I don’t speak Italian. I visited Rome for the first time earlier this year and loved it, but I couldn’t claim any expertise in anything Italian, except perhaps for Gallo socks, which I’m not going to mention again in case anyone asks how much I spent on them. I did know I was ordering fish soup, but I think I was vaguely expecting something more akin to a soupe de poissons (nope, don’t speak French either,) or bouillabaisse. What I got was an enormous pile of mussels, octopi, prawns, calamari and cherry tomatoes in an elegant pool of clear, buttery, garlicky broth. While I began making my way through this, garlic bread and bruschetta arrived. With garlic on it. I have to say, if you don’t like garlic, this probably isn’t the place for you, but then again, if you don’t like garlic, I’d probably advise you to go away and read something else.

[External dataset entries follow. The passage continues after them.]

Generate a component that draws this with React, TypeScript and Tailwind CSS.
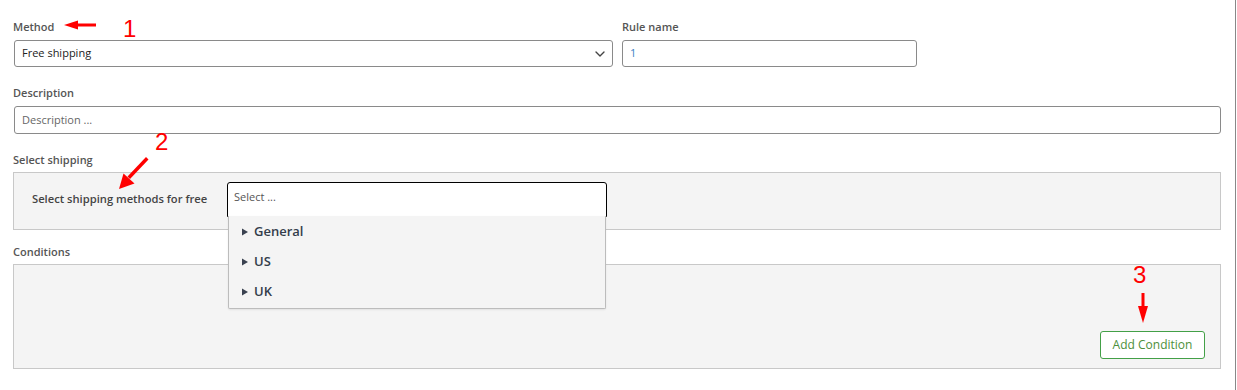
import { ChevronDown } from "lucide-react";

const font = { fontFamily: '"Open Sans", "Liberation Sans", sans-serif' };

function Label({ children }: { children: React.ReactNode }) {
  return (
    <div className="h-[14px] text-[11px] leading-[14px] font-semibold text-[#555]">
      {children}
    </div>
  );
}

function Triangle() {
  return (
    <svg width="8" height="8" viewBox="0 0 8 8" className="mr-[5px]">
      <path d="M1 0.5 L7 4 L1 7.5 Z" fill="#3a4250" />
    </svg>
  );
}

export default function App() {
  return (
    <div style={font} className="relative h-[390px] w-[1236px] border-r border-[#888] bg-white">
      <div className="flex flex-col pl-[13px] pt-[20px]">
        {/* method + rule name */}
        <div className="flex gap-[9px]">
          <div className="flex w-[600px] flex-col gap-[6px]">
            <Label>Method</Label>
            <div className="ml-px flex h-[27px] items-center justify-between rounded-[3px] border border-[#8a8a8a] pl-[7px] pr-[4px] text-[11px] text-[#222]">
              <span>Free shipping</span>
              <ChevronDown size={16} strokeWidth={2} color="#444" />
            </div>
          </div>
          <div className="flex w-[295px] flex-col gap-[6px]">
            <Label>Rule name</Label>
            <div className="flex h-[27px] items-center rounded-[3px] border border-[#8a8a8a] pl-[7px] text-[11px] text-[#3b7fc4]">
              1
            </div>
          </div>
        </div>

        {/* description */}
        <div className="mt-[19px] flex w-[1208px] flex-col gap-[6px]">
          <Label>Description</Label>
          <div className="ml-px flex h-[28px] items-center rounded-[3px] border border-[#8a8a8a] pl-[7px] text-[11px] text-[#666]">
            Description ...
          </div>
        </div>

        {/* select shipping */}
        <div className="mt-[19px] flex w-[1208px] flex-col gap-[5px]">
          <Label>Select shipping</Label>
          <div className="flex h-[58px] items-start border border-[#c8c8c8] bg-[#f4f4f4] pt-[9px]">
            <div className="flex h-[35px] w-[213px] items-center pl-[18px] text-[11.2px] font-semibold text-[#444]">
              Select shipping methods for free
            </div>
            <div className="relative w-[380px]">
              <div className="flex h-[35px] items-center rounded-t-[3px] border border-black bg-white pb-[4px] pl-[6px] text-[11px] text-[#555]">
                Select ...
              </div>
              <div className="absolute left-px right-px top-[34px] z-10 flex flex-col rounded-b-[2px] border border-t-0 border-[#bcbcbc] bg-[#f4f4f4] pb-[1px] pt-[1px] text-[13px] font-semibold text-[#333d4b] shadow-[0_1px_2px_rgba(0,0,0,0.08)]">
                {["General", "US", "UK"].map((g) => (
                  <div key={g} className="flex h-[30px] items-center pl-[12px]">
                    <Triangle />
                    {g}
                  </div>
                ))}
              </div>
            </div>
          </div>
        </div>

        {/* conditions */}
        <div className="mt-[15px] flex w-[1208px] flex-col gap-[5px]">
          <Label>Conditions</Label>
          <div className="flex h-[105px] items-end justify-end border border-[#c8c8c8] bg-[#f4f4f4] pb-[9px] pr-[15px]">
            <button className="h-[28px] w-[105px] rounded-[3px] border border-[#43a047] bg-white text-[12px] text-[#4d8f3a]">
              Add Condition
            </button>
          </div>
        </div>
      </div>

      {/* annotations */}
      <svg className="pointer-events-none absolute left-0 top-0 z-20" width="1236" height="390">
        <g fill="#ff0000" stroke="none">
          <rect x="76" y="23.5" width="20" height="3" />
          <path d="M64 25 L78 20.5 L78 29.5 Z" />
          <path d="M146 157 L148.5 159.5 L130 179 L127.5 176.5 Z" />
          <path d="M119 189 L123.5 173.5 L134.5 183.5 Z" />
          <rect x="1141.5" y="293" width="3" height="15" />
          <path d="M1138 306 L1148 306 L1143 323 Z" />
        </g>
        <g fill="#ff0000" fontFamily="Liberation Sans, sans-serif" fontSize="24">
          <text x="123" y="37">1</text>
          <text x="155" y="150">2</text>
          <text x="1133" y="283">3</text>
        </g>
      </svg>
    </div>
  );
}
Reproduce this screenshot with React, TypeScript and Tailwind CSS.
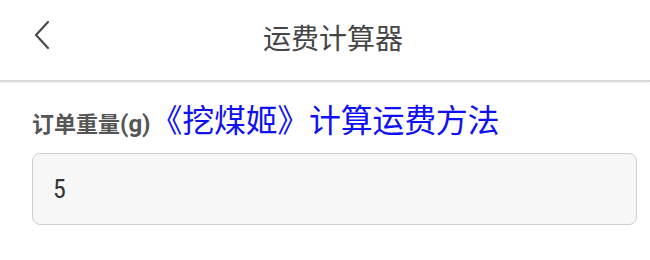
export default function App() {
  return (
    <div className="w-[650px] h-[260px] bg-white overflow-hidden" style={{ fontFamily: '"Noto Sans CJK SC", "Noto Sans", sans-serif' }}>
      <header className="h-[82px] grid grid-cols-[96px_1fr_80px] items-center border-b-2 border-[#d9d9d9] shadow-[0_1px_2px_rgba(0,0,0,0.08)]">
        <div className="pl-[33px] pb-[10px]">
          <svg width="18" height="30" viewBox="0 0 18 30" fill="none">
            <path d="M15 2 L3 15 L15 28" stroke="#4a4a4a" strokeWidth="2.2" strokeLinecap="round" strokeLinejoin="round" />
          </svg>
        </div>
        <h1 className="text-center text-[28px] leading-none text-[#454545] pb-[6px]">运费计算器</h1>
        <div />
      </header>

      <main className="pl-[32px] pr-[13px] pt-[20px]">
        <div className="flex items-baseline whitespace-nowrap">
          <span className="text-[22px] leading-none font-bold text-[#555]">
            订单重量<span style={{ fontFamily: "Roboto, sans-serif" }} className="text-[24px]">(g)</span>
          </span>
          <span className="text-[32px] leading-none text-[#1010f5] tracking-[-0.3px]">《挖煤姬》计算运费方法</span>
        </div>

        <div className="mt-[17px] h-[72px] rounded-[8px] border-[1.5px] border-[#cfcfcf] bg-[#f7f7f7] flex items-center px-[20px]">
          <span className="text-[26px] text-[#333]" style={{ fontFamily: '"Roboto Condensed", Roboto, sans-serif' }}>5</span>
        </div>
      </main>
    </div>
  );
}
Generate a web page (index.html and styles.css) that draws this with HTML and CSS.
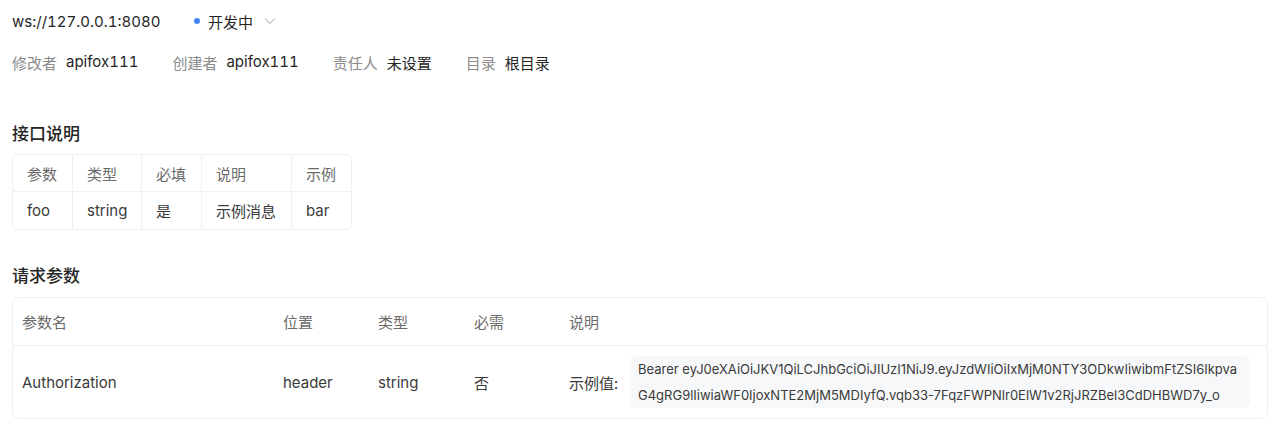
FILE: index.html
```html
<!DOCTYPE html>
<html lang="zh-CN">
<head>
<meta charset="utf-8">
<link rel="stylesheet" href="styles.css">
</head>
<body>
<div class="page">
  <div class="top">
    <span class="url">ws://127.0.0.1:8080</span>
    <span class="status">
      <span class="dot"></span>
      <span class="status-text">开发中</span>
      <svg class="chev" width="12" height="8" viewBox="0 0 12 8"><path d="M1 1.5 L6 6.5 L11 1.5" fill="none" stroke="#c4c7cc" stroke-width="1.1"/></svg>
    </span>
  </div>
  <div class="meta">
    <span class="meta-item"><span class="label">修改者</span><span class="value">apifox111</span></span>
    <span class="meta-item"><span class="label">创建者</span><span class="value">apifox111</span></span>
    <span class="meta-item"><span class="label">责任人</span><span class="value">未设置</span></span>
    <span class="meta-item"><span class="label">目录</span><span class="value">根目录</span></span>
  </div>

  <h2 class="section-title first">接口说明</h2>
  <table class="desc">
    <colgroup><col class="c1"><col class="c2"><col class="c3"><col class="c4"><col class="c5"></colgroup>
    <tr class="head"><td>参数</td><td>类型</td><td>必填</td><td>说明</td><td>示例</td></tr>
    <tr><td>foo</td><td>string</td><td>是</td><td>示例消息</td><td>bar</td></tr>
  </table>

  <h2 class="section-title second">请求参数</h2>
  <div class="params">
    <div class="prow phead">
      <div class="pc name">参数名</div>
      <div class="pc pos">位置</div>
      <div class="pc type">类型</div>
      <div class="pc req">必需</div>
      <div class="pc note">说明</div>
    </div>
    <div class="prow pbody">
      <div class="pc name">Authorization</div>
      <div class="pc pos">header</div>
      <div class="pc type">string</div>
      <div class="pc req">否</div>
      <div class="pc note">
        <span class="ex-label">示例值:</span>
        <div class="code"><span class="code-line">Bearer eyJ0eXAiOiJKV1QiLCJhbGciOiJIUzI1NiJ9.eyJzdWIiOiIxMjM0NTY3ODkwIiwibmFtZSI6Ikpva</span><span class="code-line">G4gRG9lIiwiaWF0IjoxNTE2MjM5MDIyfQ.vqb33-7FqzFWPNlr0ElW1v2RjJRZBel3CdDHBWD7y_o</span></div>
      </div>
    </div>
  </div>
</div>
</body>
</html>
```

FILE: styles.css
```css
* { box-sizing: border-box; }
html, body { margin: 0; padding: 0; background: #ffffff; }
body {
  font-family: Inter, "Noto Sans CJK SC", sans-serif;
  font-size: 15px;
  color: #262626;
  font-variant-numeric: tabular-nums;
}
.page { padding: 0 12px; }

.top {
  display: flex;
  align-items: center;
  height: 42px;
}
.url { color: #262626; width: 182px; }
.status { display: flex; align-items: center; }
.dot {
  width: 6px; height: 6px; border-radius: 50%;
  background: #3d85f5;
  margin-right: 8px;
}
.status-text { color: #262626; margin-right: 11px; }
.chev { display: block; }

.meta {
  display: flex;
  align-items: center;
  height: 40px;
  gap: 34px;
}
.meta-item { display: flex; gap: 9px; }
.label { color: #8c8c8c; }
.value { color: #262626; }

.section-title {
  font-size: 17px;
  font-weight: 500;
  margin: 0;
  height: 24px;
  line-height: 24px;
  color: #262626;
}
.section-title.first { margin-top: 40px; margin-bottom: 8px; }
.section-title.second { margin-top: 34px; margin-bottom: 9px; }

.desc {
  border-collapse: separate;
  border-spacing: 0;
  border: 1px solid #eff0f2;
  border-radius: 6px;
  table-layout: fixed;
  width: 340px;
}
.desc .c1 { width: 60px; }
.desc .c2 { width: 69px; }
.desc .c3 { width: 60px; }
.desc .c4 { width: 90px; }
.desc .c5 { width: 59px; }
.desc td {
  height: 37px;
  padding: 0 0 0 14px;
  border-right: 1px solid #eff0f2;
  border-bottom: 1px solid #eff0f2;
  white-space: nowrap;
  color: #3a3a3a;
}
.desc td:last-child { border-right: none; }
.desc tr:last-child td { border-bottom: none; }
.desc .head td { color: #6b6b6b; }

.params {
  border: 1px solid #eff0f2;
  border-radius: 6px;
}
.prow { display: flex; align-items: center; }
.phead { height: 48px; border-bottom: 1px solid #eff0f2; color: #6b6b6b; }
.pbody { height: 72px; color: #3a3a3a; }
.pc { padding-left: 9px; flex: none; }
.name { width: 261px; }
.pos { width: 95px; }
.type { width: 96px; }
.req { width: 95px; }
.note { flex: 1; display: flex; align-items: center; }
.ex-label { width: 61px; flex: none; }
.code {
  background: #f7f8fa;
  border-radius: 6px;
  padding: 0 8px;
  height: 52px;
  width: 620px;
  font-size: 13px;
  line-height: 26px;
  color: #3a3a3a;
  font-variant-numeric: normal;
}
.code-line { display: block; white-space: nowrap; }
```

Then the antipasto arrived. I’m not going to lie to you – I’m going to play pretty ignorant now, because I am. I could Google feverishly and make a moderately good stab at telling you what was on the plate, but sometimes ignorance is bliss. Suffice it to say, there was lots of it and it was delicious – I took a picture of it so you can see for yourselves.
There were definitely sun dried tomatoes and Napoli salami. And about two other types of salami. And prosciutto. And that flat dry bread a bit like one half of a pitta crossed with a poppadom. And mortadello (? – the pink one with spots of fat and pistachios in it,) and some really lovely plain, sweet, thin cut ham. And those glowingly bright green olives that I can’t remember the name of either. And something totally delicious that I know I can’t pronounce, because I asked and I couldn’t, but was some sort of Calabrian salami which looked as though it was surrounded by fat which actually turned out to be provolone cheese. As an idea this is so thumpingly brilliant (and Italian) that I can’t believe I’d never heard of it before. There was parmesan and another hard cheese, I think pecorino – you could hear the crystals crunch between your teeth. There was a bit of lettuce underneath but we need not speak of that. We almost finished everything else.
Admittedly, we had not exactly stretched the kitchen. Antipasto could be filed under that category of cooking that could be called ‘arranging,’ but when things this good are arranged this well, you’ll get no complaints from me. The bill, including service came to a mere £27.39, and my only complaint was that I didn’t have space for an ice cream. Or a pie.